The Science of the Saints
These reflections, characteristic of one in love with Jesus and Mary as St. Bernard was, rightly inflame again today not only theologians but all believers. At times an attempt is made to resolve the fundamental questions on God, on man and on the world with the sole force of reason. Instead, St. Bernard, solidly based on the Bible and on the Fathers of the Church, reminds us that without a profound faith in God, nourished by prayer and contemplation, by a profound relationship with the Lord, our reflections on the divine mysteries risk becoming a futile intellectual exercise, and lose their credibility. Theology takes us back to the “science of the saints,” to their intuitions of the mysteries of the living God, to their wisdom, gift of the Holy Spirit, which become the point of reference for theological thought.

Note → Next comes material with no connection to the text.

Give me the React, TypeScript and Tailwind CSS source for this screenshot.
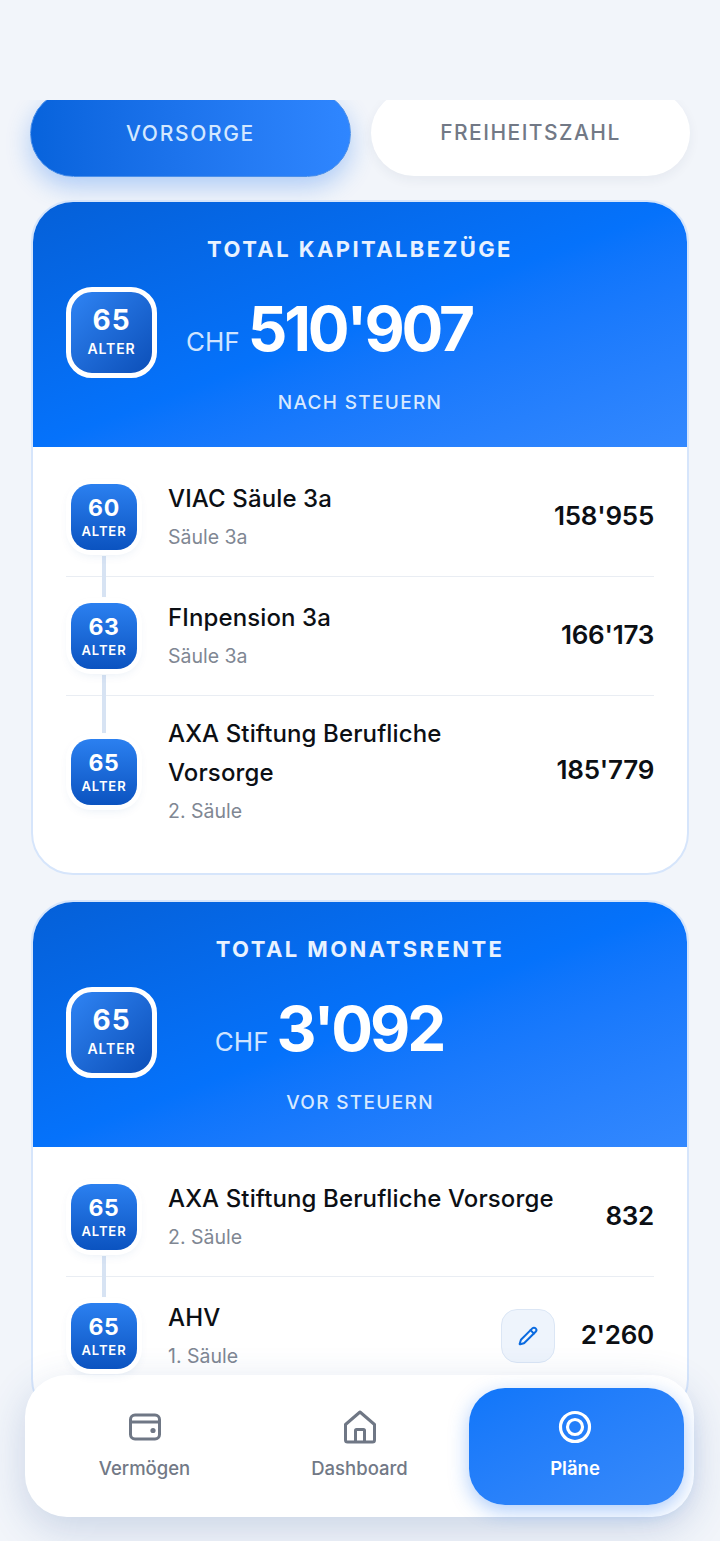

Together with Bernard of Clairvaux, we too must recognize that man seeks God better and finds him more easily “with prayer than with discussion.” In the end, the truest figure of the theologian and of every evangelizer is that of the Apostle John, who leaned his head on the heart of the Master.
Think of Mary, Call on Mary
I would like to conclude these reflections on St. Bernard with the invocations to Mary that we read in one of his beautiful homilies. “In danger, in anguish, in uncertainty,” he says, “think of Mary, call on Mary. May she never be far from your lips, from your heart; and thus you will be able to obtain the help of her prayer, never forget the example of her life. If you follow her, you cannot go astray; if you pray to her, you cannot despair; if you think of her, you cannot be mistaken. If she sustains you, you cannot fall; if she protects you, you have nothing to fear; if she guides you, do not tire; if she is propitious to you, you will reach the goal …” (Hom. II super “Missus est,” 17: PL 183, 70-71).